Your HRIS (Workday, BambooHR, Rippling, etc.) should be the single source of truth for all reporting relationships. Every solid-line and dotted-line relationship should be recorded. Every change should be dated and tracked. If your HRIS org chart doesn't match reality, either the HRIS is wrong or the structure needs fixing. Running payroll, benefits, and performance reviews off an inaccurate org structure creates cascading errors.
Tools like Orgvue, Nakisa, and Charthop let HR teams model different reporting structures before implementing them. You can simulate the impact of moving a team, adding a layer, or merging departments. Organizational Network Analysis (ONA) tools like Humanyze and Microsoft Viva Insights reveal how information actually flows, which often differs dramatically from the formal reporting lines. These insights help you design structures that match how work really happens.
Global companies face unique reporting structure challenges that domestic organizations don't encounter.

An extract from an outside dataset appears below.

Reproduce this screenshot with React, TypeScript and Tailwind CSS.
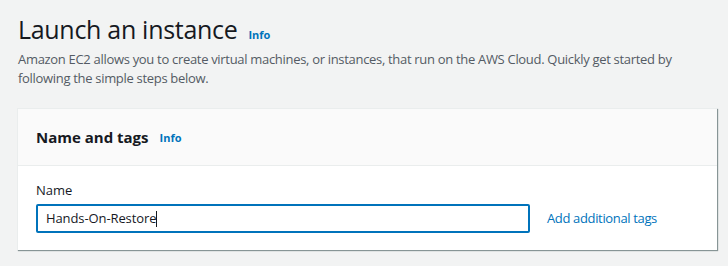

A marketing manager in the Tokyo office could report to the Japan country manager (geographic) or to the global VP of Marketing (functional). Geographic reporting prioritizes local market knowledge and coordination. Functional reporting prioritizes global consistency and specialized expertise. Most large multinationals use some hybrid: solid-line to one axis and dotted-line to the other. The question is which axis gets the solid line.
A manager in New York supervising a team member in Singapore has about 2 hours of overlapping work time. This constrains how much real-time interaction is possible and affects the practical span of control. Cultural factors matter too. In high-power-distance cultures (Japan, South Korea, India), employees expect formal hierarchy and defined reporting lines. In low-power-distance cultures (Netherlands, Denmark, Sweden), employees prefer flatter structures with more direct access to senior leaders. One global reporting structure rarely fits all cultures equally well.